The EURUSD pair has confirmed a bearish trend reversal from its three-month peak at the 1.1808 level, maintaining persistent selling pressure within a defined downtrend channel. The latest price action is indicative of sustained weakness, as the pair not only broke below the lower boundary of this channel but also exhibited an inability to sustain any technical rebound. The subsequent failure of this rebound attempt, with gains being fully erased, underscores the dominance of sellers and suggests that underlying bearish momentum remains elevated.

The immediate technical focus shifts to the critical support level at 1.1655. This level represents a proximate floor where buying interest has previously emerged.
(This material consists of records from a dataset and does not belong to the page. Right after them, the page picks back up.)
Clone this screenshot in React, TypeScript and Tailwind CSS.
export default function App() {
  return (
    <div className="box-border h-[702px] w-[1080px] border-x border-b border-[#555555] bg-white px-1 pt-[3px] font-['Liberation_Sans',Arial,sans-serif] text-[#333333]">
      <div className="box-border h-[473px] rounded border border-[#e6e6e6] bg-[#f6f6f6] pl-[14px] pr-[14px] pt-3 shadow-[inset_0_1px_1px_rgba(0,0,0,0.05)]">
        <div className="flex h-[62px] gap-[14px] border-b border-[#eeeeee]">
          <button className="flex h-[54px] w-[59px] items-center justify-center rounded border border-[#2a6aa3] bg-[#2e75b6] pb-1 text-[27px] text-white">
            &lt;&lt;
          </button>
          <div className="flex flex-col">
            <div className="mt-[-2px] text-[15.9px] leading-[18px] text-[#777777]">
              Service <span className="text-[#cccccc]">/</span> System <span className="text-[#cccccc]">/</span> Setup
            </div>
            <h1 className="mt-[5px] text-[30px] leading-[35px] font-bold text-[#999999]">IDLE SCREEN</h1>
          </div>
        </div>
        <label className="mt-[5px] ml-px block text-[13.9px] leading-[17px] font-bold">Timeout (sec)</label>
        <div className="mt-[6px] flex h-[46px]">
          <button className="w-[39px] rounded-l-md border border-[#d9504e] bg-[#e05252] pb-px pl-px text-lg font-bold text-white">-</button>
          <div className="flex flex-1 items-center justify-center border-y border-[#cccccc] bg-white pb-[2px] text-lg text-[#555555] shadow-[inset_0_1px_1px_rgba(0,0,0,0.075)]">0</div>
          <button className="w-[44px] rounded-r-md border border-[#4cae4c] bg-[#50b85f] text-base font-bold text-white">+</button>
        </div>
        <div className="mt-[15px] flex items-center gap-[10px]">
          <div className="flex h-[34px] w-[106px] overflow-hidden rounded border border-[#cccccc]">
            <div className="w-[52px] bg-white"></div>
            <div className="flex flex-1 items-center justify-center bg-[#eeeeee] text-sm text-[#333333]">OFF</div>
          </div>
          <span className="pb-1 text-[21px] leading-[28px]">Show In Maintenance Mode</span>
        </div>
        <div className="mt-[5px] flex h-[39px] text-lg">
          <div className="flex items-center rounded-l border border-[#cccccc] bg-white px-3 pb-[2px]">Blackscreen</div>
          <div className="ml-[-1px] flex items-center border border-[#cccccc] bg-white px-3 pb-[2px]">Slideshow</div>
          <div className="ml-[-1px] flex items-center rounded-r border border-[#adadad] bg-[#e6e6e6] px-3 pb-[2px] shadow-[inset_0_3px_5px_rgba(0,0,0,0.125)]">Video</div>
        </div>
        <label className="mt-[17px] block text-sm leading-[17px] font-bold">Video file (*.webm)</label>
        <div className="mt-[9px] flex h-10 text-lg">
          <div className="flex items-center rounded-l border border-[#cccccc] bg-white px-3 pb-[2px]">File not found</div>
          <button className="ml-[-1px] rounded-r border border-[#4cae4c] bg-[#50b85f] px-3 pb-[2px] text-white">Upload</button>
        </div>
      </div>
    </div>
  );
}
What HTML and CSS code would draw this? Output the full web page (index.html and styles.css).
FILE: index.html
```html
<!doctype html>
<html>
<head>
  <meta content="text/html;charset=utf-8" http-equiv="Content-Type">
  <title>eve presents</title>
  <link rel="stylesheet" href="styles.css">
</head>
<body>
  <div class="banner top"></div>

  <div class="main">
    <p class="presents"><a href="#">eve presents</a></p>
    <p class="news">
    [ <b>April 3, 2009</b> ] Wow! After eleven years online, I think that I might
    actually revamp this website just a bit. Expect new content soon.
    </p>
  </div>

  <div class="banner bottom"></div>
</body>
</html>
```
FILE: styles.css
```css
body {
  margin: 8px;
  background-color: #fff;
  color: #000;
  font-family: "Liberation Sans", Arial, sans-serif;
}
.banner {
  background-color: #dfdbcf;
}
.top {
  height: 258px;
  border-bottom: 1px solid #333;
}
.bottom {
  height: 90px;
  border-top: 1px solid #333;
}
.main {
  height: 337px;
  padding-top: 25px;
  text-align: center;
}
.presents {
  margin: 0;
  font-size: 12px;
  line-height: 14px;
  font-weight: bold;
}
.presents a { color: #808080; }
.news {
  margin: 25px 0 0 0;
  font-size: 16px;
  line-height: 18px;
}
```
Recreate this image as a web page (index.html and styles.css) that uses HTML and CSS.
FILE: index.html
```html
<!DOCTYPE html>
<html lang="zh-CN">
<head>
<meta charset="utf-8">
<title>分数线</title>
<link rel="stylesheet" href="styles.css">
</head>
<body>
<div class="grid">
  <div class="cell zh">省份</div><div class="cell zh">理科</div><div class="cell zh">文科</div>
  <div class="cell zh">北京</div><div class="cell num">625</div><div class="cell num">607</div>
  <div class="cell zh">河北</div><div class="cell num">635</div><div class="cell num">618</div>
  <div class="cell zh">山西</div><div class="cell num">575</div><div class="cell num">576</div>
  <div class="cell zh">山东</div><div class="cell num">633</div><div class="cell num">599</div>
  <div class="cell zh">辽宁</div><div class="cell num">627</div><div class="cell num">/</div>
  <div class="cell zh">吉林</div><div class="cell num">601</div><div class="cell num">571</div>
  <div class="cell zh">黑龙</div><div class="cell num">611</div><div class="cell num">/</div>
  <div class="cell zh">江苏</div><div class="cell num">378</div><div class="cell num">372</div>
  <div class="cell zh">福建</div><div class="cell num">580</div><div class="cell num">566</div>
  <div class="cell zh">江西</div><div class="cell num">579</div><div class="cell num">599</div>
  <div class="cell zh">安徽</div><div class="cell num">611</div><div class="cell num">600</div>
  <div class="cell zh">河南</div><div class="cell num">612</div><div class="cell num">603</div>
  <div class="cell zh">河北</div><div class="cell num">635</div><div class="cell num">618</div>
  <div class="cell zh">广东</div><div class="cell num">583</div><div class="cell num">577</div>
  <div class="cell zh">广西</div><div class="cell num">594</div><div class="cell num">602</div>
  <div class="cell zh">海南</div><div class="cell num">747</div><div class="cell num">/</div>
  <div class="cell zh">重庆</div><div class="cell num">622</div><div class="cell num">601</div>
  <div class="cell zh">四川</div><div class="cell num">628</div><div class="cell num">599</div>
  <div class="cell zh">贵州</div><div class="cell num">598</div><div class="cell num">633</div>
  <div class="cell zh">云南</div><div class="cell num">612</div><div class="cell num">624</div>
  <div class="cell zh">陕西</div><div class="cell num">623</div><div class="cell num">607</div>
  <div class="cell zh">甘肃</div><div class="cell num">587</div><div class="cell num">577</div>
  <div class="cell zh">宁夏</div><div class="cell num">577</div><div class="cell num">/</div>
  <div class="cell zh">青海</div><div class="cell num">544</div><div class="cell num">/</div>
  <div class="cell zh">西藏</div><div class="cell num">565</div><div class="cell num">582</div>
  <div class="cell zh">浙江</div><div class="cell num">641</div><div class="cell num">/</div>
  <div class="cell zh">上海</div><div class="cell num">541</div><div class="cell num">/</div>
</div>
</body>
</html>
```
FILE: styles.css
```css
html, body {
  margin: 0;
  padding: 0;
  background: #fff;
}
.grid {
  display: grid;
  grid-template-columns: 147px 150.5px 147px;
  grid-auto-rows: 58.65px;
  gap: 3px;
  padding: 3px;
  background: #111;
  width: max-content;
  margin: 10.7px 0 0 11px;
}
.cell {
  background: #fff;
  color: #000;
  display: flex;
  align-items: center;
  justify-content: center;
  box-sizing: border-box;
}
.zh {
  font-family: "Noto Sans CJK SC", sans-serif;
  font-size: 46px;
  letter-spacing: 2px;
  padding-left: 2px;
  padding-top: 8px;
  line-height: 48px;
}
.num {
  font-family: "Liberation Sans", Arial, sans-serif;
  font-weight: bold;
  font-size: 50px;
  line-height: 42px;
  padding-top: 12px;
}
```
A decisive and sustained breach below 1.1655 would provide further justification for the prevailing bearish bias, likely triggering a new wave of selling pressure and opening a path toward lower support zones. Conversely, a firm hold above this level could foster another attempt at consolidation, though the broader structure would remain vulnerable beneath the broken channel support.

 The technical posture for EURUSD is bearish. The failure to reclaim ground following a breakdown from the downtrend channel is a telling sign of continued weakness. The bearish outlook would be further solidified by a daily close below the 1.1655 support. For the current downtrend to be called into question, the pair would need to stage a robust recovery back above the 1.1700 level, which now acts as initial resistance following the channel break. Traders are likely to approach any rallies with skepticism unless this resistance zone is convincingly overcome.